Ditto the water bath and frozen bottles. Even just a t-shirt that wicks the water up from the bath onto the carboy can do wonders to lowering temps. I am going to have to start doing more of that now that the temps have turned up here in Alabama.
 
It was probably at 82 for about 12 hours. However, I doubt it was ever much cooler than 75 degrees. Thanks for the replies, and I'll let you all know how it turns out.
 
also...if you can, try to keep standard ales between 64 and 70f. You can ramp that up slightly to 74 or so towards the end of fermentation just to help the yeast go that extra mile and attenuate further (there's virtually no danger of ester/phenolic production that late in the game), but for the vast majority of the time, keep it below 70f.

Cheers!
 
Nope,
Your beer is dead. Please bottle it up and send it all to me so I can dispose of it!

Seriously - it will very likely come out fine. Wrap a few wet towels around it to keep it cool, put a fan on the towels and change them out every 12 hours or so - you can cut 10-15 degrees F out this way.

Other than that there is nothing more you can do - as others point out you won't really know if you did any damage until it has finished fermenting and aging.

Cheers,
Brad
 
Jonnio said:
Even just a t-shirt that wicks the water up from the bath onto the carboy can do wonders to lowering temps.
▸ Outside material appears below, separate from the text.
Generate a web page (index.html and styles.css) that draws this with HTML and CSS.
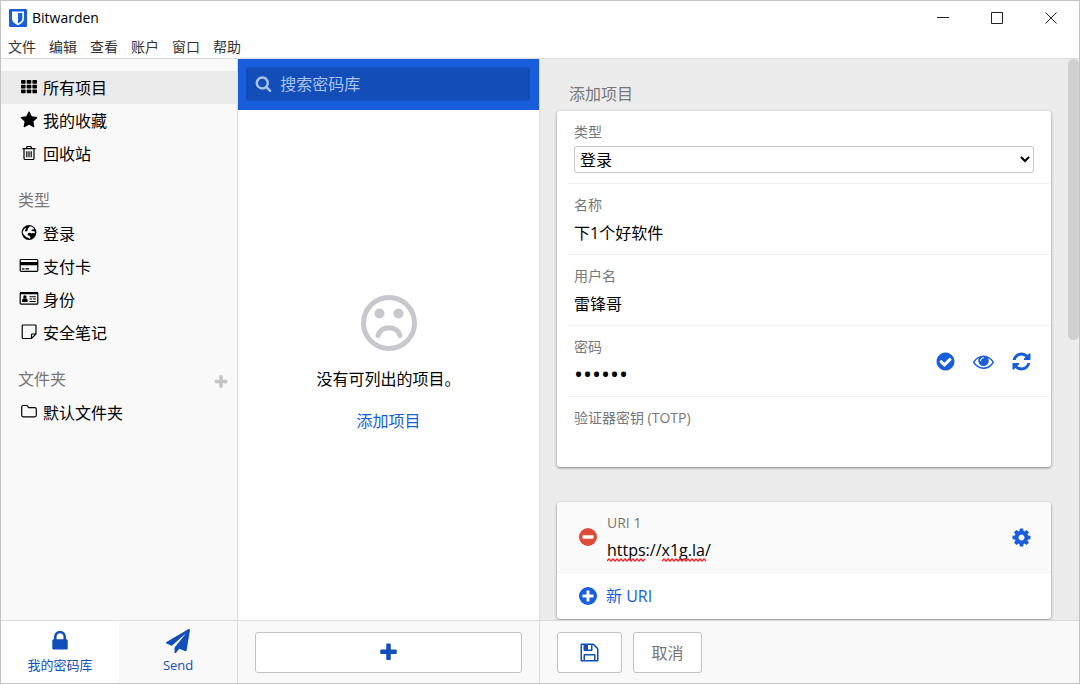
FILE: index.html
```html
<!DOCTYPE html>
<html lang="zh-CN">
<head>
<meta charset="utf-8">
<title>Bitwarden</title>
<link rel="stylesheet" href="styles.css">
</head>
<body>
<svg class="defs" aria-hidden="true">
  <symbol id="i-plus" viewBox="0 0 1792 1792"><path d="M1600 736v192q0 40-28 68t-68 28h-416v416q0 40-28 68t-68 28h-192q-40 0-68-28t-28-68v-416h-416q-40 0-68-28t-28-68v-192q0-40 28-68t68-28h416v-416q0-40 28-68t68-28h192q40 0 68 28t28 68v416h416q40 0 68 28t28 68z"/></symbol>
</svg>
<div class="window">
  <header class="titlebar">
    <div class="title-row">
      <svg class="logo" viewBox="0 0 18 18" aria-hidden="true"><rect width="18" height="18" rx="1" fill="#175ddc"/><path d="M3 2.500h12v7.300c0 3-3.200 5.300-6 6.400-2.800-1.100-6-3.400-6-6.400z" fill="#fff"/><path d="M9 4h4.300v5.700c0 2-2.200 3.700-4.300 4.800z" fill="#175ddc"/></svg>
      <h1 class="app-name">Bitwarden</h1>
      <div class="window-buttons">
        <button type="button" aria-label="最小化"><svg viewBox="0 0 12 12"><path d="M0 5.500h12"/></svg></button>
        <button type="button" aria-label="最大化"><svg viewBox="0 0 12 12"><path d="M.5 .5h11v11h-11z"/></svg></button>
        <button type="button" aria-label="关闭"><svg viewBox="0 0 12 12"><path d="M.5 .5l11 11M11.500 .5l-11 11"/></svg></button>
      </div>
    </div>
    <nav class="menubar">
      <button type="button">文件</button><button type="button">编辑</button><button type="button">查看</button><button type="button">账户</button><button type="button">窗口</button><button type="button">帮助</button>
    </nav>
  </header>
  <div class="panes">
    <aside class="sidebar">
      <nav class="groups">
        <ul class="list">
          <li><a class="item active" href="#"><svg class="icon" viewBox="0 0 18 18"><rect x="1" y="2" width="4.600" height="3.700" rx=".7"/><rect x="6.700" y="2" width="4.600" height="3.700" rx=".7"/><rect x="12.400" y="2" width="4.600" height="3.700" rx=".7"/><rect x="1" y="6.800" width="4.600" height="3.700" rx=".7"/><rect x="6.700" y="6.800" width="4.600" height="3.700" rx=".7"/><rect x="12.400" y="6.800" width="4.600" height="3.700" rx=".7"/><rect x="1" y="11.600" width="4.600" height="3.700" rx=".7"/><rect x="6.700" y="11.600" width="4.600" height="3.700" rx=".7"/><rect x="12.400" y="11.600" width="4.600" height="3.700" rx=".7"/></svg>所有项目</a></li>
          <li><a class="item" href="#"><svg class="icon" viewBox="0 0 1792 1792"><path d="M1728 647q0 22-26 48l-363 354 86 500q1 7 1 20 0 21-10.500 35.500t-30.500 14.500q-19 0-40-12l-449-236-449 236q-22 12-40 12-21 0-31.500-14.500t-10.500-35.500q0-6 2-20l86-500-364-354q-25-27-25-48 0-37 56-46l502-73 225-455q19-41 49-41t49 41l225 455 502 73q56 9 56 46z"/></svg>我的收藏</a></li>
          <li><a class="item" href="#"><svg class="icon" viewBox="0 0 18 18"><path class="line" d="M2.500 4.600h13M6.300 4.400l.8-1.900h3.800l.8 1.900M4 5v9.200q0 1.300 1.200 1.300h7.600q1.200 0 1.200-1.300V5M6.800 7.200v6M9 7.200v6M11.200 7.200v6"/></svg>回收站</a></li>
        </ul>
        <h2 class="group-title">类型</h2>
        <ul class="list">
          <li><a class="item" href="#"><svg class="icon" viewBox="0 0 18 18"><circle cx="9" cy="8.500" r="7.400"/><path fill="#f9f9f9" d="M10 2.300l2 .5 2 1.700-.3 1-1.700-.1-.8 1 1.300.8 1.500-.1.900.8-.2 1.300-1.800-.3-1.300.6-1.400-.8-1.700.2-.9 1.300.5 1.300 1.700.5.600 1.400-.5 1.500-1.500-1.200-2-.5-1.800-1.600-1.900-2.400.1-1.800 1.500-2.600 1.300-.9.300 1.100-1 1.300.6 1.300 1-.1 1.400-1.600-.2-1.300 1-.8z"/></svg>登录</a></li>
          <li><a class="item" href="#"><svg class="icon wide" viewBox="0 0 20 18"><path class="line" d="M2.200 2.500h15.600q1 0 1 1v9.800q0 1-1 1H2.200q-1 0-1-1V3.500q0-1 1-1z"/><path d="M1 5h18v3.200H1zM3 11.300h2.500v1.200H3zM6.500 11.300H10v1.200H6.500z"/></svg>支付卡</a></li>
          <li><a class="item" href="#"><svg class="icon wide" viewBox="0 0 20 18"><path class="line" d="M2.200 2.600h15.600q1 0 1 1v9.600q0 1-1 1H2.200q-1 0-1-1V3.600q0-1 1-1z"/><path d="M1 2h18v2.200H1zM3.200 12v-1.700q0-1.700 1.400-2 1.300.9 2.500 0 1.500.3 1.500 2V12z"/><circle cx="5.900" cy="6.900" r="1.700"/><path d="M10.500 6.300h6.300v1h-6.300zM10.500 8.600H13v1h-2.500zM14 8.600h2.800v1H14zM10.500 10.900h6.300v1h-6.300z"/></svg>身份</a></li>
          <li><a class="item" href="#"><svg class="icon" viewBox="0 0 18 18"><path class="line" d="M3 2h12.500q.5 0 .5.500V11l-4.500 4.500H3q-.8 0-.8-.8V2.800Q2.200 2 3 2zM16 11h-3.700q-.8 0-.8.800v3.500"/></svg>安全笔记</a></li>
        </ul>
        <div class="group-head">
          <h2 class="group-title">文件夹</h2>
          <button type="button" class="add-folder" aria-label="添加文件夹"><svg><use href="#i-plus"/></svg></button>
        </div>
        <ul class="list">
          <li><a class="item" href="#"><svg class="icon" viewBox="0 0 18 18"><path class="line" d="M3.200 2.500h3.600q1.200 0 1.200 1.200v.4q0 .5.500.5h6.300q1.500 0 1.500 1.500v6.200q0 1.500-1.500 1.500H3.200q-1.500 0-1.500-1.500V4q0-1.500 1.500-1.500z"/></svg>默认文件夹</a></li>
        </ul>
      </nav>
      <nav class="footer tabs">
        <a class="tab current" href="#"><svg viewBox="0 0 1792 1792"><path d="M640 768h512v-192q0-106-75-181t-181-75-181 75-75 181v192zm832 96v576q0 40-28 68t-68 28h-960q-40 0-68-28t-28-68v-576q0-40 28-68t68-28h32v-192q0-184 132-316t316-132 316 132 132 316v192h32q40 0 68 28t28 68z"/></svg>我的密码库</a>
        <a class="tab" href="#"><svg viewBox="0 0 1792 1792"><path d="M1764 11q33 24 27 64l-256 1536q-5 29-32 45-14 8-31 8-11 0-24-5l-453-185-242 295q-18 23-49 23-13 0-22-4-19-7-30.500-23.500t-11.500-36.500v-349l864-1059-1069 925-395-162q-37-14-40-55-2-40 32-59l1664-960q15-9 32-9 20 0 36 11z"/></svg>Send</a>
      </nav>
    </aside>
    <section class="vault">
      <div class="search-bar">
        <label class="search">
          <svg viewBox="0 0 1792 1792" aria-hidden="true"><path d="M1216 832q0-185-131.500-316.500t-316.500-131.500-316.500 131.500-131.500 316.500 131.500 316.500 316.500 131.500 316.500-131.500 131.500-316.500zm512 832q0 52-38 90t-90 38q-54 0-90-38l-343-342q-179 124-399 124-143 0-273.500-55.500t-225-150-150-225-55.500-273.500 55.500-273.500 150-225 225-150 273.500-55.500 273.500 55.500 225 150 150 225 55.500 273.500q0 220-124 399l343 343q37 37 37 90z"/></svg>
          <input type="search" placeholder="搜索密码库" aria-label="搜索密码库">
        </label>
      </div>
      <div class="empty">
        <svg class="frown" viewBox="0 0 56 56" aria-hidden="true"><circle cx="28" cy="28" r="25.500"/><path d="M17 40.500c3-10.500 19-10.500 22 0"/><circle class="dot" cx="18.500" cy="18.500" r="5"/><circle class="dot" cx="37.500" cy="18.500" r="5"/></svg>
        <p>没有可列出的项目。</p>
        <a class="add-link" href="#">添加项目</a>
      </div>
      <div class="footer vault-footer">
        <button type="button" class="btn grow" aria-label="添加项目"><svg><use href="#i-plus"/></svg></button>
      </div>
    </section>
    <main class="details">
      <form class="scroll" id="item-form">
        <h2 class="form-title">添加项目</h2>
        <div class="card">
          <div class="row">
            <label for="type">类型</label>
            <select id="type"><option>登录</option></select>
          </div>
          <div class="row">
            <label for="name">名称</label>
            <input id="name" type="text" value="下1个好软件">
          </div>
          <div class="row">
            <label for="user">用户名</label>
            <input id="user" type="text" value="雷锋哥">
          </div>
          <div class="row split">
            <div class="field">
              <label for="password">密码</label>
              <input id="password" class="secret" type="password" value="abcdef">
            </div>
            <div class="actions">
              <button type="button" aria-label="检查密码"><svg viewBox="0 0 1792 1792"><path d="M1412 734q0-28-18-46l-91-90q-19-19-45-19t-45 19l-408 407-226-226q-19-19-45-19t-45 19l-91 90q-18 18-18 46 0 27 18 45l362 362q19 19 45 19 27 0 46-19l543-543q18-18 18-45zm252 162q0 209-103 385.500t-279.500 279.500-385.500 103-385.500-103-279.500-279.500-103-385.500 103-385.500 279.500-279.500 385.500-103 385.500 103 279.500 279.500 103 385.500z"/></svg></button>
              <button type="button" aria-label="显示密码"><svg viewBox="0 0 1792 1792"><path d="M1664 960q-152-236-381-353 61 104 61 225 0 185-131.500 316.500t-316.500 131.500-316.500-131.500-131.500-316.500q0-121 61-225-229 117-381 353 133 205 333.500 326.500t434.500 121.500 434.500-121.500 333.500-326.500zm-720-384q0-20-14-34t-34-14q-125 0-214.500 89.500t-89.500 214.500q0 20 14 34t34 14 34-14 14-34q0-86 61-147t147-61q20 0 34-14t14-34zm848 384q0 34-20 69-140 230-376.500 368.500t-499.500 138.500-499.500-139-376.500-368q-20-35-20-69t20-69q140-229 376.500-368t499.500-139 499.500 139 376.500 368q20 35 20 69z"/></svg></button>
              <button type="button" aria-label="生成密码"><svg viewBox="0 0 1792 1792"><path d="M1639 1056q0 5-1 7-64 268-268 434.500t-478 166.500q-146 0-282.500-55t-243.500-157l-129 129q-19 19-45 19t-45-19-19-45v-448q0-26 19-45t45-19h448q26 0 45 19t19 45-19 45l-137 137q71 66 161 102t187 36q134 0 250-65t186-179q11-17 53-117 8-23 30-23h192q13 0 22.500 9.500t9.500 22.500zm25-800v448q0 26-19 45t-45 19h-448q-26 0-45-19t-19-45 19-45l138-138q-148-137-349-137-134 0-250 65t-186 179q-11 17-53 117-8 23-30 23h-199q-13 0-22.500-9.500t-9.500-22.500v-7q65-268 270-434.500t480-166.500q146 0 284 55.500t245 156.500l130-129q19-19 45-19t45 19 19 45z"/></svg></button>
            </div>
          </div>
          <div class="row">
            <label for="totp">验证器密钥 (TOTP)</label>
            <input id="totp" type="text">
          </div>
        </div>
        <div class="card">
          <div class="uri-row">
            <button type="button" class="round danger" aria-label="移除"><svg viewBox="0 0 18 18"><circle cx="9" cy="9" r="9"/><rect x="3.500" y="7.200" width="11" height="3.600" rx=".8" fill="#fff"/></svg></button>
            <div class="row split">
              <div class="field">
                <label for="uri">URI 1</label>
                <div class="spell">
                  <input id="uri" type="text" value="https://x1g.la/">
                  <svg class="squiggle" viewBox="0 0 106 4" aria-hidden="true"><path d="M0 3l2-2 2 2 2-2 2 2 2-2 2 2 2-2 2 2 2-2 2 2 2-2 2 2 2-2 2 2 2-2 2 2 2-2 2 2 2-2M55 3l2-2 2 2 2-2 2 2 2-2 2 2 2-2 2 2 2-2 2 2 2-2 2 2 2-2 2 2 2-2 2 2 2-2 2 2 2-2 2 2 2-2 2 2"/></svg>
                </div>
              </div>
              <div class="actions">
                <button type="button" aria-label="选项"><svg viewBox="0 0 1792 1792"><path d="M1152 896q0-106-75-181t-181-75-181 75-75 181 75 181 181 75 181-75 75-181zm512-109v222q0 12-8 23t-20 13l-185 28q-19 54-39 91 35 50 107 138 10 12 10 25t-9 23q-27 37-99 108t-94 71q-12 0-26-9l-138-108q-44 23-91 38-16 136-29 186-7 28-36 28h-222q-14 0-24.500-8.500t-11.500-21.500l-28-184q-49-16-90-37l-141 107q-10 9-25 9-14 0-25-11-126-114-165-168-7-10-7-23 0-12 8-23 15-21 51-66.500t54-70.500q-27-50-41-99l-183-27q-13-2-21-12.500t-8-23.500v-222q0-12 8-23t19-13l186-28q14-46 39-92-40-57-107-138-10-12-10-24 0-10 9-23 26-36 98.500-107.500t94.500-71.500q13 0 26 10l138 107q44-23 91-38 16-136 29-186 7-28 36-28h222q14 0 24.500 8.500t11.500 21.500l28 184q49 16 90 37l142-107q9-9 24-9 13 0 25 10 129 119 165 170 7 8 7 22 0 12-8 23-15 21-51 66.500t-54 70.500q26 50 41 98l183 28q13 2 21 12.500t8 23.500z"/></svg></button>
              </div>
            </div>
          </div>
          <button type="button" class="new-uri"><svg viewBox="0 0 18 18"><circle cx="9" cy="9" r="9"/><path fill="#fff" d="M7.500 3.500h3v4h4v3h-4v4h-3v-4h-4v-3h4z"/></svg>新 URI</button>
        </div>
      </form>
      <div class="scroll-thumb"></div>
      <div class="footer detail-footer">
        <button type="submit" form="item-form" class="btn save" aria-label="保存"><svg viewBox="0 0 1792 1792"><path d="M512 1536h768v-384h-768v384zm896 0h128v-896q0-14-10-38.500t-20-34.500l-281-281q-10-10-34-20t-39-10v416q0 40-28 68t-68 28h-576q-40 0-68-28t-28-68v-416h-128v1280h128v-416q0-40 28-68t68-28h832q40 0 68 28t28 68v416zm-384-928v-320q0-13-9.500-22.500t-22.500-9.500h-192q-13 0-22.500 9.500t-9.500 22.500v320q0 13 9.500 22.500t22.500 9.500h192q13 0 22.500-9.500t9.500-22.500zm640 32v928q0 40-28 68t-68 28h-1344q-40 0-68-28t-28-68v-1344q0-40 28-68t68-28h928q40 0 88 20t76 48l280 280q28 28 48 76t20 88z"/></svg></button>
        <button type="button" class="btn cancel">取消</button>
      </div>
    </main>
  </div>
</div>
</body>
</html>
```
FILE: styles.css
```css
* { box-sizing: border-box; }
body {
  margin: 0;
  font: 16px/24px "Open Sans", "Noto Sans CJK SC", sans-serif;
  color: #000;
}
button, input, select { font: inherit; color: inherit; }
button { border: 0; padding: 0; background: none; }
a { text-decoration: none; color: inherit; }
h1, h2, p, ul { margin: 0; padding: 0; font-size: inherit; font-weight: 400; list-style: none; }
svg { display: block; flex: none; fill: currentColor; }
.defs { position: absolute; width: 0; height: 0; }

.window {
  height: 100vh;
  display: flex;
  flex-direction: column;
  border: 1px solid #c3c3c3;
  background: #fff;
}
.titlebar { border-bottom: 1px solid #dcdcdc; }
.title-row { display: flex; align-items: center; gap: 5px; height: 34px; padding: 0 22px 0 8px; }
.logo { width: 18px; height: 18px; }
.app-name { flex: 1; font-size: 14px; }
.window-buttons { display: flex; gap: 42px; }
.window-buttons svg { width: 12px; height: 12px; fill: none; stroke: #222; stroke-width: 1; }
.menubar { display: flex; gap: 13px; height: 23px; padding-left: 7px; }
.menubar button { font-size: 14px; line-height: 23px; color: #333; }

.panes { flex: 1; min-height: 0; display: flex; }
.sidebar { flex: 0 0 22%; display: flex; flex-direction: column; border-right: 1px solid #dcdcdc; background: #f9f9f9; }
.groups { flex: 1; min-height: 0; padding-top: 12px; overflow: hidden; }
.list { display: grid; }
.item { display: flex; align-items: center; gap: 4px; height: 33px; padding-left: 18px; }
.item.active { background: #ebebeb; }
.icon { width: 20px; height: 18px; margin-bottom: 2px; }
.line { fill: none; stroke: currentColor; stroke-width: 1.2; }
.group-title { padding: 18px 0 5px 17px; color: #777; }
.group-head { display: flex; align-items: center; justify-content: space-between; padding-right: 8px; }
.add-folder { margin-top: 18px; color: #c4c4c4; }
.add-folder svg { width: 16px; height: 16px; }

.footer { height: 63px; flex: none; display: flex; border-top: 1px solid #dcdcdc; background: #f9f9f9; color: #124eb9; }
.tab { flex: 1; display: flex; flex-direction: column; align-items: center; padding-top: 8px; font-size: 13px; line-height: 20px; gap: 2px; }
.tab svg { width: 24px; height: 24px; }
.tab.current { background: #fff; }

.vault { flex: 0 0 28%; display: flex; flex-direction: column; border-right: 1px solid #dcdcdc; }
.search-bar { padding: 8px 9px 9px 8px; background: #175ddc; }
.search { display: flex; align-items: center; gap: 8px; height: 34px; padding: 0 9px; border-radius: 3px; background: #134eb8; color: #a9c2f1; }
.search svg { width: 17px; height: 17px; margin-bottom: 2px; }
.search input { flex: 1; min-width: 0; border: 0; padding: 0; background: none; outline: 0; }
.search input::placeholder { color: #a9c2f1; }
.empty { flex: 1; display: flex; flex-direction: column; align-items: center; justify-content: center; padding-bottom: 2px; }
.frown { width: 56px; height: 56px; margin-bottom: 16px; fill: none; stroke: #c7c7cd; stroke-width: 5; stroke-linecap: round; }
.frown .dot { fill: #c7c7cd; stroke: none; }
.add-link { margin-top: 18px; color: #175ddc; }
.vault-footer { padding: 11px 17px; }
.btn { height: 41px; border: 1px solid #c2c2c2; border-radius: 3px; background: #fff; display: flex; align-items: center; justify-content: center; }
.grow { flex: 1; }
.btn svg { width: 21px; height: 21px; }

.details { flex: 1; min-width: 0; position: relative; display: flex; flex-direction: column; background: #ececec; }
.scroll { flex: 1; min-height: 0; overflow: hidden; padding: 23px 28px 0 17px; }
.scroll-thumb { position: absolute; top: 0; right: 0; width: 11px; height: 281px; border-radius: 6px; background: #cfcfcf; }
.form-title { padding: 0 12px 5px; color: #777; }
.card { margin-bottom: 35px; border-radius: 3px; background: #fff; box-shadow: 0 1px 3px rgba(0, 0, 0, .45); overflow: hidden; }
.row { margin-left: 11px; padding: 11px 17px 10px 6px; border-bottom: 1px solid #f2f2f2; }
.row:last-child { border-bottom: 0; }
.row label { display: block; margin-bottom: 4px; font-size: 14px; line-height: 20px; color: #777; }
.row input { display: block; width: 100%; height: 25px; padding: 0; border: 0; background: none; outline: 0; }
.row .secret { font-size: 24px; }
.row select { display: block; width: 100%; height: 27px; padding: 0 1px; border: 1px solid #c8c8c8; border-radius: 3px; background: #fff; }
.split { display: flex; align-items: center; }
.field { flex: 1; min-width: 0; }
.actions { display: flex; gap: 17px; margin-right: 2px; color: #175ddc; }
.actions svg { width: 21px; height: 21px; }
.uri-row { display: flex; align-items: center; padding-left: 22px; border-bottom: 1px solid #f2f2f2; background: #fbfbfb; }
.uri-row .row { flex: 1; margin-left: 4px; }
.round svg, .new-uri svg { width: 18px; height: 18px; }
.danger { color: #dd4b39; }
.spell { position: relative; }
.squiggle { position: absolute; left: 0; bottom: 0; width: 106px; height: 4px; fill: none; stroke: #f22; stroke-width: 1.4; }
.new-uri { display: flex; align-items: center; gap: 9px; width: 100%; height: 46px; padding-left: 22px; color: #175ddc; }
.detail-footer { gap: 11px; padding: 11px 17px; }
.save { width: 65px; }
.cancel { width: 69px; color: #777; }
```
To the OP: the wet tshirt trick really can help wick heat off, and you can start immediatley (nothing to freeze or maintain). I have found that a cheap walmart plast oil drain pan is just big enough for the fermenter and water reserve without taking up too much floorspace.

I'd say that the shirt wicks 5f off by itself, maybe 10f if there is a fan on in the room.

After years of fighting texas heat I finally got a spare fridge and controller which I usually set 65F-70F depending on the preferences of the yeast in question.